To anticipate and shape behaviors
of adversaries, neutrals, and partners.
Blurring the lines between
military and civilian Psychological Operations is nothing new. In 1989,
US forces in Panama blasted Guns N' Roses' "Welcome to the Jungle"
into the Vatican Embassy during negotiations for the handover of General
Manuel Noriega, and from 1998-1999, US military PSYOP personnel interned
at both CNN and NPR.
More recently, a 2003 Pentagon
document called Information Operations Roadmap detailed the US military's
approach to exploiting information in order to "keep pace with
warfighter needs and support defense transformation." Personally
approved by former Defense Secretary Rumsfeld, the document was declassified
in 2006 and covers everything from the Pentagon's plans for Computer
Network Attack ("We Must Fight the Net") to beefing up the
use of Psychological Operations ("We Must Improve PSYOP")
to manipulating information through means including: "Radio/ TV/Print/
Web media designed to directly modify behavior and distributed in theater
supporting military endeavors in semi or non-permissive environment."
While The Smith-Mundt Act
of 1948 forbids US propaganda intended for foreign audiences from being
used domestically, Information Operations Roadmap acknowledges that
"information intended for foreign audiences, including public diplomacy
and PSYOP, increasingly is consumed by our domestic audience and vice-versa."
The 2003 Pentagon document
adds, "the distinction between foreign and domestic audiences becomes
more a question of USG [U.S. government] intent rather than information
dissemination practices."
Perhaps that's why a top
US general ordered public affairs to be joined with combat PSYOP into
one "strategic communications office" in Iraq in the summer
of 2004.
Domestically, it doesn't
help that SWS and other developments in military Psychological Operations
are accompanied by rollbacks in the right to dissent and bipartisan
support of government surveillance of American citizens.
Makes you wish our cyberspace
clones could tell us how best to fight the Matrix.
At the very least, we must
become more vigilant about the ongoing use of military PSYOP and misinformation
- the Pat Tillman case is a perfect example.

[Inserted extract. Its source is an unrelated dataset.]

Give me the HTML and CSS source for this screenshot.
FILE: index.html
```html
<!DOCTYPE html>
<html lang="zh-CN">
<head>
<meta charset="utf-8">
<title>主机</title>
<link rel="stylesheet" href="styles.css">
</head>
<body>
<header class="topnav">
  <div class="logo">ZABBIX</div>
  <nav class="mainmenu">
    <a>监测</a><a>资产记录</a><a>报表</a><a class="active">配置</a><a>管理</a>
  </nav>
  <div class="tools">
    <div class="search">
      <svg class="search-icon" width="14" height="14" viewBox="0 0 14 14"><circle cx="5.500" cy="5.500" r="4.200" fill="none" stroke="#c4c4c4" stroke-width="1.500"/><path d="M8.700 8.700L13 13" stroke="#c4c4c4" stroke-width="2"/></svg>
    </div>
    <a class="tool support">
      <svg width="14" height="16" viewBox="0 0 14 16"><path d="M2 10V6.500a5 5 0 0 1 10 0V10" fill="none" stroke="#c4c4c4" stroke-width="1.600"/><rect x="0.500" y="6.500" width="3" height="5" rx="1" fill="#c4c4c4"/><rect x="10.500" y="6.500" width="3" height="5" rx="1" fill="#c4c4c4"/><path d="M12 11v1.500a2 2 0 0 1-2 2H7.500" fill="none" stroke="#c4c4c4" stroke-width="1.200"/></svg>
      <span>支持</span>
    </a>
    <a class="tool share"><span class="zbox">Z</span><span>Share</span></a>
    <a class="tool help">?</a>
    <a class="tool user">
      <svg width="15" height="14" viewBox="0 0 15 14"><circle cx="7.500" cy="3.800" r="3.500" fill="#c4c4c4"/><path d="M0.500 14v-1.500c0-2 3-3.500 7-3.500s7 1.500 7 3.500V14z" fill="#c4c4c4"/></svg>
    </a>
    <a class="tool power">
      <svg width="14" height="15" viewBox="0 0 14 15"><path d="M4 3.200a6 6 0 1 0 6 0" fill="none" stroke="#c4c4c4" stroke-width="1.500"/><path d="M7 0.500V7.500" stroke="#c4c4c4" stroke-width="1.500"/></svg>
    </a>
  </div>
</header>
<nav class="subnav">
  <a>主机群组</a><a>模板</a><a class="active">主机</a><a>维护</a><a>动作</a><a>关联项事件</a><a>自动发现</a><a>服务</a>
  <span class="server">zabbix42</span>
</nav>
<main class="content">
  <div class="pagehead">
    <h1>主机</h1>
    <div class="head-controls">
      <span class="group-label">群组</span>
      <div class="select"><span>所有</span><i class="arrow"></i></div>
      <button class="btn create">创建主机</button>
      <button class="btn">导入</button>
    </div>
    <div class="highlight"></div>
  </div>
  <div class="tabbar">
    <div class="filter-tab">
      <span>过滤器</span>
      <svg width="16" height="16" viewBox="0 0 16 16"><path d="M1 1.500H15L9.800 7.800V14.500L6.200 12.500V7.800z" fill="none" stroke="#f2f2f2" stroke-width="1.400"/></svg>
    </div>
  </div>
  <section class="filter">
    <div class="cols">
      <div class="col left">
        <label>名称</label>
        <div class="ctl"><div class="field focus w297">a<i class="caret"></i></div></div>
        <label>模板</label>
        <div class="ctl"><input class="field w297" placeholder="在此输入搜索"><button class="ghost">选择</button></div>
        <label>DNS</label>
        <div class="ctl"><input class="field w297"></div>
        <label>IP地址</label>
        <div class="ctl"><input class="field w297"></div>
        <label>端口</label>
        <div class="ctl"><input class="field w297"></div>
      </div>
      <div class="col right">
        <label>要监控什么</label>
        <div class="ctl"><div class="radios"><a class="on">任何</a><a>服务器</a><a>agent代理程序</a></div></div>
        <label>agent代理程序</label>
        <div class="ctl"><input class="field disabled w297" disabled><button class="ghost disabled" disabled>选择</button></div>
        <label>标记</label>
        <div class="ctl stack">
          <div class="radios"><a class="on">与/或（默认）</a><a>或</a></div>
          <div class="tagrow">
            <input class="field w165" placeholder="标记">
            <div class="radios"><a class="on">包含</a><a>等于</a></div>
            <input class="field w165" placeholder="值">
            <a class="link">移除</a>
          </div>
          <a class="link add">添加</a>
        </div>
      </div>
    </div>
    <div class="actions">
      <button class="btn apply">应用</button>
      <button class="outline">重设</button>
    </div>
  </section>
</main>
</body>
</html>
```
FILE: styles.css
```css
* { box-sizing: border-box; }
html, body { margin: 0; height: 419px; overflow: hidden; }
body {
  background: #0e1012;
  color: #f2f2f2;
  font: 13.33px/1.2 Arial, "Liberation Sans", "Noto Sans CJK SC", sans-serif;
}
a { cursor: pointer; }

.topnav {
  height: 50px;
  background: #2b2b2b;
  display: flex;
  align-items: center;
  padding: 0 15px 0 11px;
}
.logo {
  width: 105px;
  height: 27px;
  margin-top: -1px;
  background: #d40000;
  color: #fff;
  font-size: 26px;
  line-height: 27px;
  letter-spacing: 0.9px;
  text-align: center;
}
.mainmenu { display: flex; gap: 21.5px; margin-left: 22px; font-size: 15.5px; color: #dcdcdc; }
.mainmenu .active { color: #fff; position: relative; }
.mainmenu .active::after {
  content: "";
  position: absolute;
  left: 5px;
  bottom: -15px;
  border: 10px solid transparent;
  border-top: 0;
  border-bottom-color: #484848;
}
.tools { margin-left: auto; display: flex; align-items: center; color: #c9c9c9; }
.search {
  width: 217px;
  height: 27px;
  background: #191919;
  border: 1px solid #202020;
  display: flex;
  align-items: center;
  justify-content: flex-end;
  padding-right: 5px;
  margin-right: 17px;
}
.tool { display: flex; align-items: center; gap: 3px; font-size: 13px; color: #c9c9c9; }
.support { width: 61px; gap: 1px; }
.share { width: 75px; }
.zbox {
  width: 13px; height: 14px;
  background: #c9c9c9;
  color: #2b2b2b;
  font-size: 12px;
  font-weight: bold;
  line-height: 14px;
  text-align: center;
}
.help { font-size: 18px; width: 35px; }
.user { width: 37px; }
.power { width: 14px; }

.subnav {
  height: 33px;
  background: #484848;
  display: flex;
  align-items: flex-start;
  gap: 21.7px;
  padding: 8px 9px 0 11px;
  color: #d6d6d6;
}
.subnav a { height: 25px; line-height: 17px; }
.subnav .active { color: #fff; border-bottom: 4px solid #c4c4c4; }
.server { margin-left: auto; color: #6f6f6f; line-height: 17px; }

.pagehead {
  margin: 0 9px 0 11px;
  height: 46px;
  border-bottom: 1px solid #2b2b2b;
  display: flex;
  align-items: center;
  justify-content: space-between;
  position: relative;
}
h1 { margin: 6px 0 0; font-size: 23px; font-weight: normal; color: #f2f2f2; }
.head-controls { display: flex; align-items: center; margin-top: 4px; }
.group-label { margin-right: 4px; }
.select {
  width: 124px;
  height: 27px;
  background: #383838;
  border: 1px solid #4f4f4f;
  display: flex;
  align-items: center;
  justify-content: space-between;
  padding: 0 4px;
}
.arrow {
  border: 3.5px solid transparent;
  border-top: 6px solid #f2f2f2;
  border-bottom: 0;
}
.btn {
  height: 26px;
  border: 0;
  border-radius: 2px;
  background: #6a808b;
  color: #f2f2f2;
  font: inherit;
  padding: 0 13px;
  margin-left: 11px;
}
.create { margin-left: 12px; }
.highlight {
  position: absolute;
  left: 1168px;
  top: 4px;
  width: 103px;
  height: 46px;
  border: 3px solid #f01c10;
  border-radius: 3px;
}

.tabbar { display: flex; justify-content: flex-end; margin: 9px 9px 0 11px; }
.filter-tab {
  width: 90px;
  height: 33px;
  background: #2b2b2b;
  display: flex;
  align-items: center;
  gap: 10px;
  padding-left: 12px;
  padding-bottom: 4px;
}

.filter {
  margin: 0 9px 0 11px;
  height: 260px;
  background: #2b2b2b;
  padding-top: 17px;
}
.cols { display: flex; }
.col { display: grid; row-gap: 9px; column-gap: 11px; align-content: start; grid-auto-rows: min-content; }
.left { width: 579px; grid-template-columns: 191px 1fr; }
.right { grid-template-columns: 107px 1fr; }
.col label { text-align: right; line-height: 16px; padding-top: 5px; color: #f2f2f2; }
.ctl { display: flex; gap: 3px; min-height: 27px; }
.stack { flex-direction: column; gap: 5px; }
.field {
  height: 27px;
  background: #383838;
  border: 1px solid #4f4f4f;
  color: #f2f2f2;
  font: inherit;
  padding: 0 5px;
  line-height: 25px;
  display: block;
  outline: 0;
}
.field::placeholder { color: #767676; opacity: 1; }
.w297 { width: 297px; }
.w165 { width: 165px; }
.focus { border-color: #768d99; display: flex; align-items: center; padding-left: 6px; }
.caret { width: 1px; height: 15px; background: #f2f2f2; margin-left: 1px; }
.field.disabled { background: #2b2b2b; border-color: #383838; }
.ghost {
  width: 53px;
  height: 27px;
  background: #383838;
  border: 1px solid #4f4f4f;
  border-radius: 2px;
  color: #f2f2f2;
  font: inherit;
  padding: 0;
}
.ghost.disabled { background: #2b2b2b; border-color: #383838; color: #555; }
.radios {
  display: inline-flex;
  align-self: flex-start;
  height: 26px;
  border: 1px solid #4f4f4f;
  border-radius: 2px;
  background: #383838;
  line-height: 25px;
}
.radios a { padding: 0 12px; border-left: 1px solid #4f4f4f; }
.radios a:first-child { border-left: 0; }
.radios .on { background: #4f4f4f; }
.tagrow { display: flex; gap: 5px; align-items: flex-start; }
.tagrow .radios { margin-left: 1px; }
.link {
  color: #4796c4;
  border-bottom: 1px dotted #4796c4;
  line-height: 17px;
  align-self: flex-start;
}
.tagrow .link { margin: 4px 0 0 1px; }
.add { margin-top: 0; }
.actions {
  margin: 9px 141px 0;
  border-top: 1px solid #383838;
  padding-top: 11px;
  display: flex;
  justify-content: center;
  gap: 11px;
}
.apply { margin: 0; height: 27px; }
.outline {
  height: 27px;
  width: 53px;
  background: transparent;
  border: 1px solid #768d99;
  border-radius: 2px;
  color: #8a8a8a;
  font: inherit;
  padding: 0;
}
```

Holding the Defense Department
and media accountable for every mislead regarding the Bush administration's
military adventurism is more important than ever.
Action ideas:
1. For a great database on
the Bush Administration's misleads about Iraq head over to Rep. Henry
A. Waxman's, "Iraq on the Record." (http://oversight.house.gov/IraqOnTheRecord/)
2. One Defense Department
group particularly especially interested in these topics is The Defense
Advanced Research Projects Agency (DARPA). The site of its Information
Exploitation Office, for example, is focused on "shaping the battlespace
before conflict" and filled with snappy computer graphics reminiscent
of militaristic video games (http://dtsn.darpa.mil/ixo/). Your taxpayer
dollars hard at work.
3. For media watchdog groups,
visit Fairness & Accuracy in Reporting (www.fair.org) and Media
Matters for America (http://mediamatters.org).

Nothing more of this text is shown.